» Exercise requirements
Quote every line of the data below as it stands, omitting pictures.

□ □ □ □ □

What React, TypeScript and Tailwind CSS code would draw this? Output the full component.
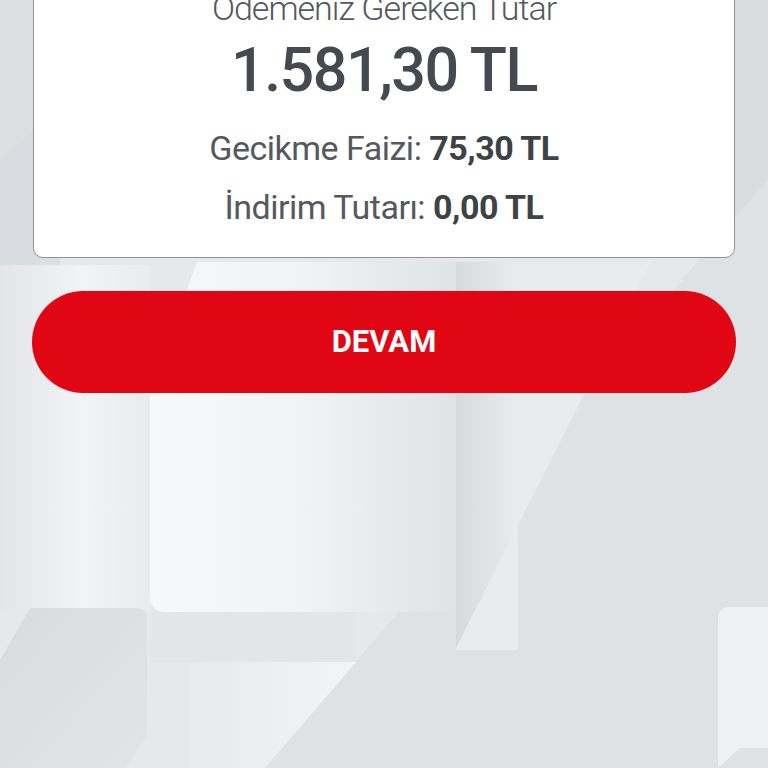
import React from "react";

type Row = { label: string; value: string };

const rows: Row[] = [
  { label: "Gecikme Faizi:", value: "75,30 TL" },
  { label: "İndirim Tutarı:", value: "0,00 TL" },
];

function Backdrop() {
  return (
    <svg
      className="absolute inset-0 h-full w-full"
      viewBox="0 0 768 768"
      preserveAspectRatio="none"
      aria-hidden="true"
    >
      <defs>
        <linearGradient id="lightA" x1="0" y1="0" x2="1" y2="0">
          <stop offset="0" stopColor="#f7f8f9" />
          <stop offset="0.5" stopColor="#f0f2f3" />
          <stop offset="1" stopColor="#e0e3e6" />
        </linearGradient>
        <linearGradient id="leftCol" x1="0" y1="0" x2="1" y2="0">
          <stop offset="0" stopColor="#e3e5e8" />
          <stop offset="0.55" stopColor="#f2f3f5" />
          <stop offset="1" stopColor="#e9ebed" />
        </linearGradient>
        <linearGradient id="darkB" x1="0" y1="0" x2="1" y2="1">
          <stop offset="0" stopColor="#d9dcdf" />
          <stop offset="1" stopColor="#e2e4e7" />
        </linearGradient>
        <linearGradient id="strip" x1="0" y1="0" x2="1" y2="0">
          <stop offset="0" stopColor="#d7dadd" />
          <stop offset="1" stopColor="#e9ebed" />
        </linearGradient>
        <linearGradient id="lightC" x1="0" y1="0" x2="1" y2="0">
          <stop offset="0" stopColor="#e7e9ec" />
          <stop offset="1" stopColor="#f3f4f6" />
        </linearGradient>
      </defs>
      <rect width="768" height="768" fill="#e6e8eb" />
      <rect x="0" y="0" width="60" height="265" fill="#dcdfe2" />
      <polygon points="0,160 40,125 40,265 0,265" fill="#d9dce0" />
      <rect x="0" y="265" width="150" height="345" fill="url(#leftCol)" />
      <polygon points="700,0 768,0 768,180 682,280 700,280" fill="#dadde0" />
      <polygon points="768,180 768,768 265,768" fill="#dfe2e5" />
      <rect x="456" y="262" width="62" height="388" fill="url(#strip)" />
      <polygon points="518,262 651,262 455,650 518,650" fill="#e9ebed" />
      <path
        d="M197 262 H456 V612 H166 Q150 612 150 596 V390 Z"
        fill="url(#lightA)"
      />
      <rect x="150" y="612" width="206" height="50" fill="#e3e6e9" />
      <path
        d="M30 608 H135 Q147 608 147 620 V735 L125 768 H0 V660 Z"
        fill="url(#darkB)"
      />
      <polygon points="190,662 356,662 265,768 190,768" fill="url(#lightC)" />
      <path
        d="M730 607 H768 V748 H740 L718 768 V619 Q718 607 730 607 Z"
        fill="#eef0f2"
      />
    </svg>
  );
}

function PaymentSummary() {
  return (
    <div className="-mt-[37px] mx-px flex flex-col items-center rounded-[10px] border-[1.5px] border-[#909296] bg-white pt-6 pb-[30px] text-center">
      <p className="text-[34px] leading-[40px] font-light tracking-[-1px] text-[#55595e]">
        Ödemeniz Gereken Tutar
      </p>
      <p className="mt-[7px] text-[61px] leading-[70px] font-medium tracking-[-1.5px] text-[#454a50]">
        1.581,30 TL
      </p>
      {rows.map((row, ind) => (
        <p
          key={ind}
          className={`text-[34px] leading-[40px] tracking-[-0.5px] text-[#55595e] ${
            ind === 0 ? "mt-[23px]" : "mt-[19px]"
          }`}
        >
          {row.label}{" "}
          <span className="font-bold text-[#3d4247]">{row.value}</span>
        </p>
      ))}
    </div>
  );
}

export default function App() {
  return (
    <div className="relative h-screen w-full overflow-hidden bg-[#e6e8eb] font-['Roboto','Liberation_Sans',sans-serif]">
      <Backdrop />
      <div className="relative flex flex-col px-8">
        <PaymentSummary />
        <button className="mt-[33px] flex h-[102px] items-center justify-center rounded-full bg-[#e10613] text-[31px] font-bold text-white">
          DEVAM
        </button>
      </div>
    </div>
  );
}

□ □ □ □ □

» Result
What React, TypeScript and Tailwind CSS code would draw this? Output the full component.
import React from "react";

type Row = { label: string; value: string };

const rows: Row[] = [
  { label: "Gecikme Faizi:", value: "75,30 TL" },
  { label: "İndirim Tutarı:", value: "0,00 TL" },
];

function Backdrop() {
  return (
    <svg
      className="absolute inset-0 h-full w-full"
      viewBox="0 0 768 768"
      preserveAspectRatio="none"
      aria-hidden="true"
    >
      <defs>
        <linearGradient id="lightA" x1="0" y1="0" x2="1" y2="0">
          <stop offset="0" stopColor="#f7f8f9" />
          <stop offset="0.5" stopColor="#f0f2f3" />
          <stop offset="1" stopColor="#e0e3e6" />
        </linearGradient>
        <linearGradient id="leftCol" x1="0" y1="0" x2="1" y2="0">
          <stop offset="0" stopColor="#e3e5e8" />
          <stop offset="0.55" stopColor="#f2f3f5" />
          <stop offset="1" stopColor="#e9ebed" />
        </linearGradient>
        <linearGradient id="darkB" x1="0" y1="0" x2="1" y2="1">
          <stop offset="0" stopColor="#d9dcdf" />
          <stop offset="1" stopColor="#e2e4e7" />
        </linearGradient>
        <linearGradient id="strip" x1="0" y1="0" x2="1" y2="0">
          <stop offset="0" stopColor="#d7dadd" />
          <stop offset="1" stopColor="#e9ebed" />
        </linearGradient>
        <linearGradient id="lightC" x1="0" y1="0" x2="1" y2="0">
          <stop offset="0" stopColor="#e7e9ec" />
          <stop offset="1" stopColor="#f3f4f6" />
        </linearGradient>
      </defs>
      <rect width="768" height="768" fill="#e6e8eb" />
      <rect x="0" y="0" width="60" height="265" fill="#dcdfe2" />
      <polygon points="0,160 40,125 40,265 0,265" fill="#d9dce0" />
      <rect x="0" y="265" width="150" height="345" fill="url(#leftCol)" />
      <polygon points="700,0 768,0 768,180 682,280 700,280" fill="#dadde0" />
      <polygon points="768,180 768,768 265,768" fill="#dfe2e5" />
      <rect x="456" y="262" width="62" height="388" fill="url(#strip)" />
      <polygon points="518,262 651,262 455,650 518,650" fill="#e9ebed" />
      <path
        d="M197 262 H456 V612 H166 Q150 612 150 596 V390 Z"
        fill="url(#lightA)"
      />
      <rect x="150" y="612" width="206" height="50" fill="#e3e6e9" />
      <path
        d="M30 608 H135 Q147 608 147 620 V735 L125 768 H0 V660 Z"
        fill="url(#darkB)"
      />
      <polygon points="190,662 356,662 265,768 190,768" fill="url(#lightC)" />
      <path
        d="M730 607 H768 V748 H740 L718 768 V619 Q718 607 730 607 Z"
        fill="#eef0f2"
      />
    </svg>
  );
}

function PaymentSummary() {
  return (
    <div className="-mt-[37px] mx-px flex flex-col items-center rounded-[10px] border-[1.5px] border-[#909296] bg-white pt-6 pb-[30px] text-center">
      <p className="text-[34px] leading-[40px] font-light tracking-[-1px] text-[#55595e]">
        Ödemeniz Gereken Tutar
      </p>
      <p className="mt-[7px] text-[61px] leading-[70px] font-medium tracking-[-1.5px] text-[#454a50]">
        1.581,30 TL
      </p>
      {rows.map((row, ind) => (
        <p
          key={ind}
          className={`text-[34px] leading-[40px] tracking-[-0.5px] text-[#55595e] ${
            ind === 0 ? "mt-[23px]" : "mt-[19px]"
          }`}
        >
          {row.label}{" "}
          <span className="font-bold text-[#3d4247]">{row.value}</span>
        </p>
      ))}
    </div>
  );
}

export default function App() {
  return (
    <div className="relative h-screen w-full overflow-hidden bg-[#e6e8eb] font-['Roboto','Liberation_Sans',sans-serif]">
      <Backdrop />
      <div className="relative flex flex-col px-8">
        <PaymentSummary />
        <button className="mt-[33px] flex h-[102px] items-center justify-center rounded-full bg-[#e10613] text-[31px] font-bold text-white">
          DEVAM
        </button>
      </div>
    </div>
  );
}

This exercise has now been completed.